Вон! Сию же минуту! В Витебске задержать и составить протокол в канцелярии станционной жандармерии!

Вахмистр выгнал сыщика и начал толковать, объясняться, отшучиваться.

Ничего и слышать не хочу. Требую составить протокол!

Ваше благородие, Выше высокоблагородие — просил жандарм, прикладывая волосатую руку к фуражке. Я нашивку потеряю за такое дело. Студницкий наконец дал себе упросить.

— А как тогда кормили, — спросил я, — в пересыльной тюрьме в Бутырках:

— Не знаю.

— Как это?

— Мы за небольшую плату велели приносить нам еду из ресторана. Какой-то суп, котлеты, сладкое. Кухней Студницкий никогда не интересовался. Ел, что дадут и думал о политике.

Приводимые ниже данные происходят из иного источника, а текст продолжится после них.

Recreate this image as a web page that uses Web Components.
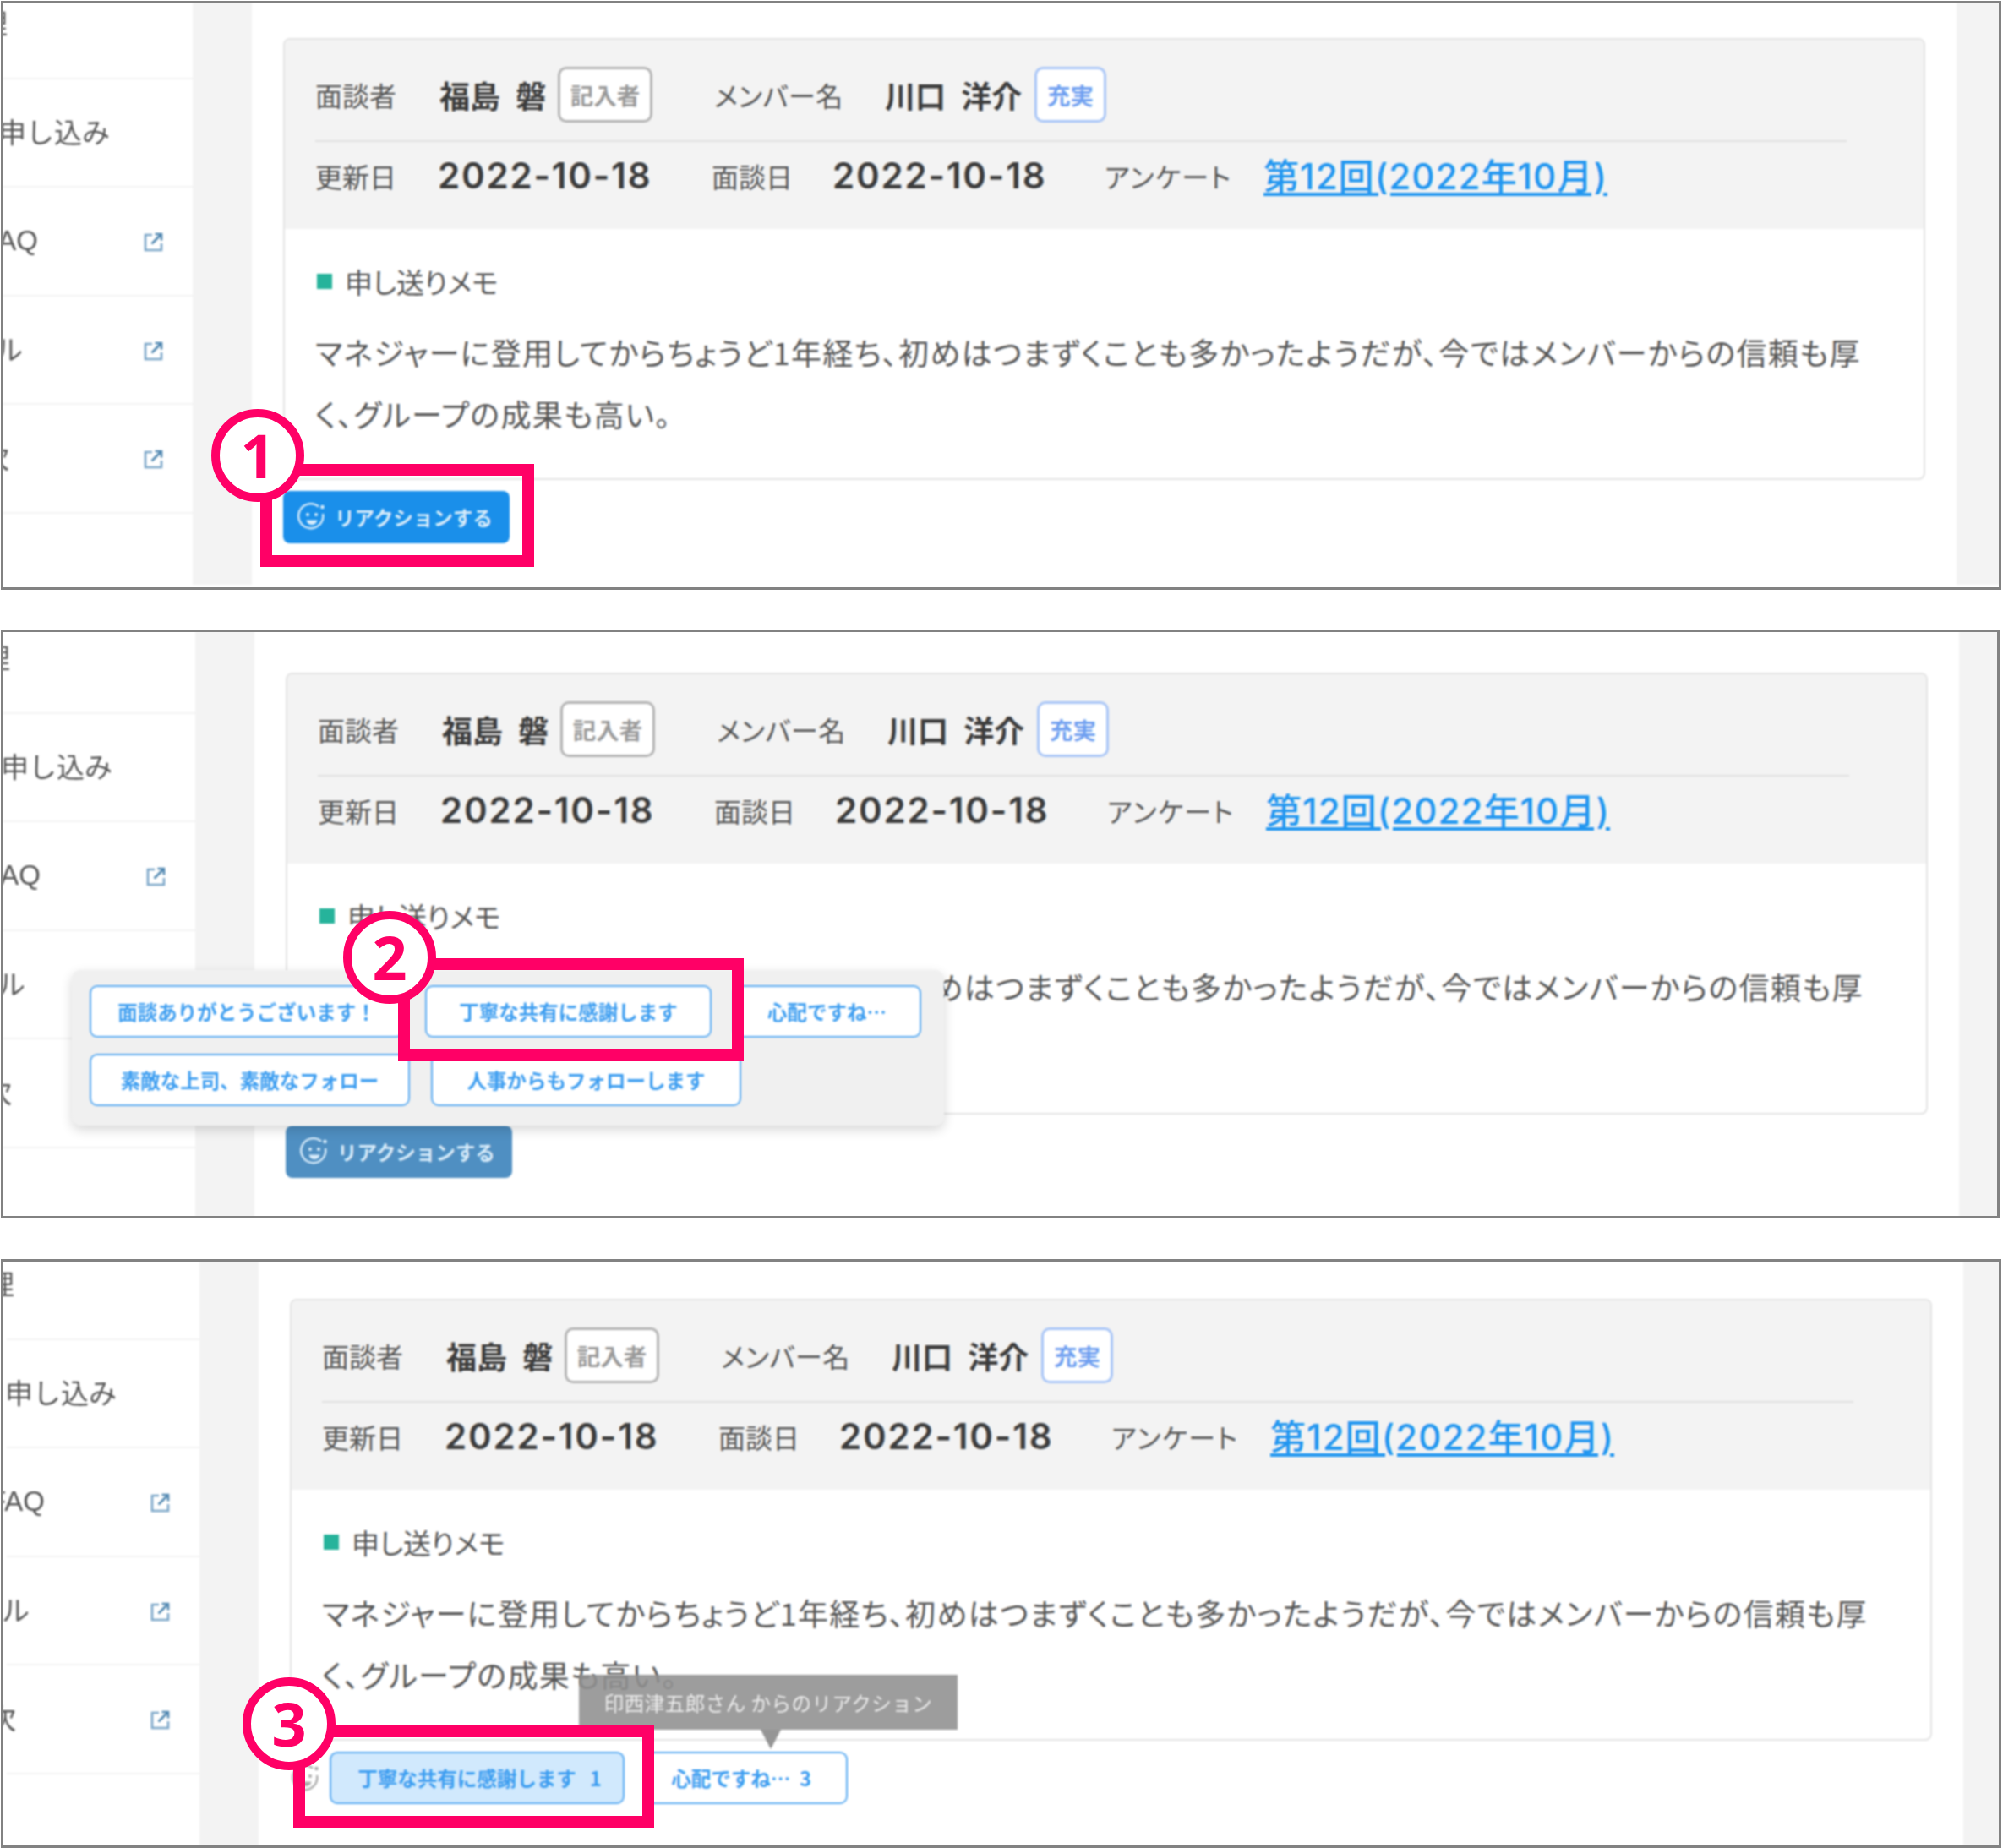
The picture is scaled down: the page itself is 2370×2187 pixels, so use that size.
<!DOCTYPE html>
<html lang="ja"><head><meta charset="utf-8"><title>リアクション</title>
<style>
html,body{margin:0;padding:0;background:#fff}
body{width:2370px;height:2187px;overflow:hidden;font-family:"Noto Sans CJK JP","Noto Sans",sans-serif;font-feature-settings:"palt";color:#555;display:flex;flex-direction:column;align-items:flex-start;padding:1px 0 0 1px;box-sizing:border-box}
review-panel{width:2367px}
review-panel#p2{margin-top:47px}
review-panel#p3{margin-top:48px}
</style></head><body>
<script>
const reg=(name,html)=>customElements.define(name,class extends HTMLElement{
  connectedCallback(){
    if(this.shadowRoot)return;
    const r=this.attachShadow({mode:'open'});
    r.innerHTML=typeof html==='function'?html(this):html;
  }
});

reg('smile-icon',`<style>:host{display:inline-block;width:34px;height:34px;color:inherit;flex:none}svg{display:block;width:100%;height:100%}</style>
<svg viewBox="0 0 34 34" fill="none" stroke="currentColor" stroke-width="2.4"><path d="M25 4.5A14.5 14.5 0 1 0 30 13"/><circle cx="12" cy="14" r="2" fill="currentColor" stroke="none"/><circle cx="22" cy="14" r="2" fill="currentColor" stroke="none"/><path d="M10.5 20.5h13c-.8 4-3.4 5.5-6.500 5.500s-5.700-1.500-6.500-5.500z" fill="currentColor" stroke="none"/><circle cx="29.500" cy="5" r="2.300" fill="currentColor" stroke="none"/></svg>`);

reg('ext-icon',`<style>:host{display:inline-block;width:23px;height:23px;flex:none}svg{display:block;width:100%;height:100%}</style>
<svg viewBox="0 0 23 23" fill="none" stroke="#7ba6c8" stroke-width="2.600"><path d="M10 3H2v18h19v-8"/><path d="M9.500 13.500L20 3" stroke="#4f86b0"/><path d="M13.500 2H21v7.500" stroke="#4f86b0"/></svg>`);

reg('side-item',el=>`<style>
:host{display:block;height:128.500px;box-sizing:border-box;border-bottom:2px solid #f3f3f3;position:relative;font:33px "Liberation Sans","Noto Sans CJK JP",sans-serif;font-feature-settings:normal;color:#555}
:host([latin]) .t{padding-bottom:1px}
.t{width:${el.getAttribute('end')}px;height:100%;box-sizing:border-box;padding-bottom:4px;display:flex;align-items:center;justify-content:flex-end;white-space:nowrap}
.i{position:absolute;left:170px;top:53px;display:flex}
</style><div class="t"><slot></slot></div><div class="i"><slot name="icon"></slot></div>`);

reg('meta-pill',`<style>
:host{display:inline-flex;align-items:center;justify-content:center;box-sizing:border-box;height:66px;background:#fff;border:3px solid #b4b4b4;border-radius:10px;font-size:27.500px;font-weight:700;color:#9a9a9a;white-space:nowrap}
:host([tone=blue]){border-color:#a9c6f7;color:#6f9ff0}
</style><slot></slot>`);

reg('react-button',`<style>
:host{display:inline-flex;align-items:center;box-sizing:border-box;width:268px;height:62px;background:var(--btn,#1a8fea);border-radius:8px;color:#d8ecfb;font-size:23.500px;font-weight:700;font-feature-settings:normal;padding-left:17px;gap:10px;white-space:nowrap}
</style><smile-icon></smile-icon><slot></slot>`);

reg('reaction-chip',el=>`<style>
:host{display:inline-flex;align-items:center;justify-content:center;box-sizing:border-box;width:${el.getAttribute('w')}px;height:62px;background:#fff;border:2.500px solid #5cacf2;border-radius:9px;color:#3c9df0;font-size:23.500px;font-weight:700;font-feature-settings:normal;white-space:pre}
:host([on]){background:#d1e9fd;padding-left:6px}
:host([lean]){padding-right:13px}
</style><slot></slot>`);

reg('pop-menu',`<style>
:host{position:absolute;box-sizing:border-box;background:#f0f0f0;border-radius:10px;box-shadow:0 5px 14px rgba(0,0,0,.16);padding:18px 0 0 21px;display:block;filter:blur(.9px)}
.g{display:flex;flex-wrap:wrap;gap:19px 25px}
</style><div class="g"><slot></slot></div>`);

reg('tip-box',`<style>
:host{position:absolute;box-sizing:border-box;background:rgba(143,143,143,.88);color:#eee;font-size:23.500px;letter-spacing:.5px;font-feature-settings:normal;display:flex;align-items:center;justify-content:center;white-space:pre;filter:blur(.9px)}
.a{position:absolute;left:215px;top:100%;width:0;height:0;border-left:12px solid transparent;border-right:12px solid transparent;border-top:23px solid rgba(143,143,143,.95)}
</style><slot></slot><div class="a"></div>`);

reg('note-mark',el=>`<style>
:host{position:absolute;left:0;top:0;display:block;pointer-events:none}
.b{position:absolute;box-sizing:border-box;border:14px solid #ff0066}
.c{position:absolute;box-sizing:border-box;width:110px;height:110px;border:10px solid #ff0066;border-radius:50%;background:#fff;color:#ff0066;font:700 72px/88px "Noto Sans",sans-serif;text-align:center}
</style><div class="b" style="left:${el.getAttribute('bx')}px;top:${el.getAttribute('by')}px;width:${el.getAttribute('bw')}px;height:${el.getAttribute('bh')}px"></div>
<div class="c" style="left:${el.getAttribute('cx')-55}px;top:${el.getAttribute('cy')-55}px"><slot></slot></div>`);

reg('review-panel',`<style>
:host{display:block;position:relative;box-sizing:border-box;height:697px;border:3px solid #828282;overflow:hidden;background:#fff}
.stage{display:flex;width:2500px;height:727px;filter:blur(.9px);margin-left:var(--mx);margin-top:var(--my);position:relative}
.side{width:228px;flex:none}
.gut{width:70px;flex:none;background:#f3f3f3}
.main{width:2017px;flex:none;box-sizing:border-box;padding:80px 37px 0;background:#fff}
.band{flex:1;background:#f3f3f3}
.act{display:flex;gap:25px;margin-top:13px;position:relative}
</style>
<div class="stage">
 <div class="side"><slot name="side"></slot></div>
 <div class="gut"></div>
 <div class="main"><review-card></review-card><div class="act"><slot name="act"></slot></div></div>
 <div class="band"></div>
</div><slot></slot>`);

reg('review-card',`<style>
:host{display:block;box-sizing:border-box;width:1943px;height:523px;border:2px solid #e3e3e3;border-radius:8px;overflow:hidden;background:#fff}
.head{background:#f3f3f3;height:224px;box-sizing:border-box;padding:32px 91px 0 36px}
.r{display:flex;align-items:center;white-space:nowrap}
.r1{height:89px;border-bottom:2px solid #e0e0e0;padding-bottom:21px;box-sizing:border-box}
.r2{height:87px;margin-top:-4px}
.l{font-size:32px;color:#555;flex:none}
.n{font-size:36px;font-weight:700;color:#3c3c3c;flex:none;word-spacing:10px}
.d{font:600 42px "Inter",sans-serif;letter-spacing:1.800px;color:#3c3c3c;flex:none}
a{font:500 42px "Inter","Noto Sans CJK JP",sans-serif;letter-spacing:1.100px;color:#2196f0;text-decoration:underline;text-underline-offset:4px;margin-top:-5px}
.body{padding:42px 36px 0;}
.m{display:flex;align-items:center;height:40px;font-size:33px;color:#555;margin-left:2px}
.m i{display:block;width:18px;height:18px;background:#26b39b;margin-right:15px}
p{margin:27px 0 0;font-size:36px;letter-spacing:1.330px;line-height:73px;color:#555;white-space:nowrap}
</style>
<div class="head">
 <div class="r r1"><span class="l" style="width:147px">面談者</span><span class="n" style="width:140px">福島 磐</span><meta-pill style="width:112px">記入者</meta-pill><span class="l" style="width:202px;margin-left:73px;letter-spacing:.5px">メンバー名</span><span class="n" style="width:177px">川口 洋介</span><meta-pill tone="blue" style="width:85px">充実</meta-pill></div>
 <div class="r r2"><span class="l" style="width:145px">更新日</span><span class="d" style="width:324px">2022-10-18</span><span class="l" style="width:143px">面談日</span><span class="d" style="width:322px">2022-10-18</span><span class="l" style="width:188px;letter-spacing:1.500px">アンケート</span><a href="#">第12回(2022年10月)</a></div>
</div>
<div class="body"><div class="m"><i></i>申し送りメモ</div><p>マネジャーに登用してからちょうど1年経ち、初めはつまずくことも多かったようだが、今ではメンバーからの信頼も厚<br>く、グループの成果も高い。</p></div>`);
</script>

<review-panel id="p1" style="--mx:-4px;--my:-39px">
 <side-item slot="side" end="9">管理</side-item>
 <side-item slot="side" end="130">申し込み</side-item>
 <side-item slot="side" end="45" latin>FAQ<ext-icon slot="icon"></ext-icon></side-item>
 <side-item slot="side" end="27">マニュアル<ext-icon slot="icon"></ext-icon></side-item>
 <side-item slot="side" end="11">目次<ext-icon slot="icon"></ext-icon></side-item>
 <react-button slot="act">リアクションする</react-button>
 <note-mark bx="304" by="545" bw="324" bh="122" cx="301" cy="535">1</note-mark>
</review-panel>

<review-panel id="p2" style="--mx:-1px;--my:-32px;width:2365px">
 <side-item slot="side" end="9">管理</side-item>
 <side-item slot="side" end="130">申し込み</side-item>
 <side-item slot="side" end="45" latin>FAQ<ext-icon slot="icon"></ext-icon></side-item>
 <side-item slot="side" end="27">マニュアル<ext-icon slot="icon"></ext-icon></side-item>
 <side-item slot="side" end="11">目次<ext-icon slot="icon"></ext-icon></side-item>
 <react-button slot="act" style="--btn:#4f8fc2">リアクションする</react-button>
 <pop-menu style="left:81px;top:400px;width:1032px;height:184px">
  <reaction-chip w="372">面談ありがとうございます！</reaction-chip>
  <reaction-chip w="339">丁寧な共有に感謝します</reaction-chip>
  <reaction-chip w="223">心配ですね…</reaction-chip>
  <reaction-chip w="379">素敵な上司、素敵なフォロー</reaction-chip>
  <reaction-chip w="367">人事からもフォローします</reaction-chip>
 </pop-menu>
 <note-mark bx="467" by="386" bw="409" bh="122" cx="457" cy="385">2</note-mark>
</review-panel>

<review-panel id="p3" style="--mx:4px;--my:-36px">
 <side-item slot="side" end="9">管理</side-item>
 <side-item slot="side" end="130">申し込み</side-item>
 <side-item slot="side" end="45" latin>FAQ<ext-icon slot="icon"></ext-icon></side-item>
 <side-item slot="side" end="27">マニュアル<ext-icon slot="icon"></ext-icon></side-item>
 <side-item slot="side" end="11">目次<ext-icon slot="icon"></ext-icon></side-item>
 <smile-icon slot="act" style="position:absolute;left:2px;top:15px;color:#aaa"></smile-icon>
 <reaction-chip slot="act" w="349" on style="margin-left:47px">丁寧な共有に感謝します   1</reaction-chip>
 <reaction-chip slot="act" w="239" lean>心配ですね…  3</reaction-chip>
 <tip-box style="left:681px;top:489px;width:448px;height:65px">印西津五郎さん からのリアクション</tip-box>
 <note-mark bx="343" by="549" bw="427" bh="121" cx="338" cy="547">3</note-mark>
</review-panel>
</body></html>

Когда его привезли в большое село под Минусинском, ссыльный социалист Студницкий вошел в предназначенную ему горницу, увешанную иконами и дешевыми литографиями царских портретов, окинул взором и приказал хозяйке: «Боги могут остаться. Но царей всех отсюда прочь!»

— Ну и что баба ответила?

— Она была славная. Снимает со стен царские портреты, выносит из горницы и ревет: «Уж как они ему, бедному, должно быть, досадили, что он их так ненавидит». Зато обеды готовила, пироги пекла та-а-ак вкусно! — впервые похвалил Студницкий.

— А надзор был?

— А как же? Каждое утро. Но я до поздней ночи писал, а утром спал. Иногда только сквозь сон слышал, как надзирающий тихо стучится к хозяйке и спрашивает: «Его благородие спят ещё?»

— И что вы, пан профессор, делали целыми днями?

— Значит, так. Правительство платило мне на жизнь 8 рублей в месяц. Квартира с полным содержанием стоила 7 рублей. Из дому мне присылали 10 рублей в месяц. Можно было ходить, совершать дальние прогулки, охотиться. Воздух очень здоровый. Но я не охотился. В Минусинске была богатая библиотека. Раз в месяц нанимал тройку, ехал, набирал кучу книг, читал и писал. Там я написал свою книгу о Сибири. Писал статьи в газеты.

— Ну, так у вас была роскошная жизнь! Я бы не задумываясь обменял её на нашу здешнюю, в Италии.

— Ну, что ж… — это означало у Студницкого уклонение от прямого ответа.

Ибо Студницкий, тенденциозный в политическом жонглировании источниками и статистическими данными, в свидетельстве солгать не умел. Если рассказывал, то всегда правду.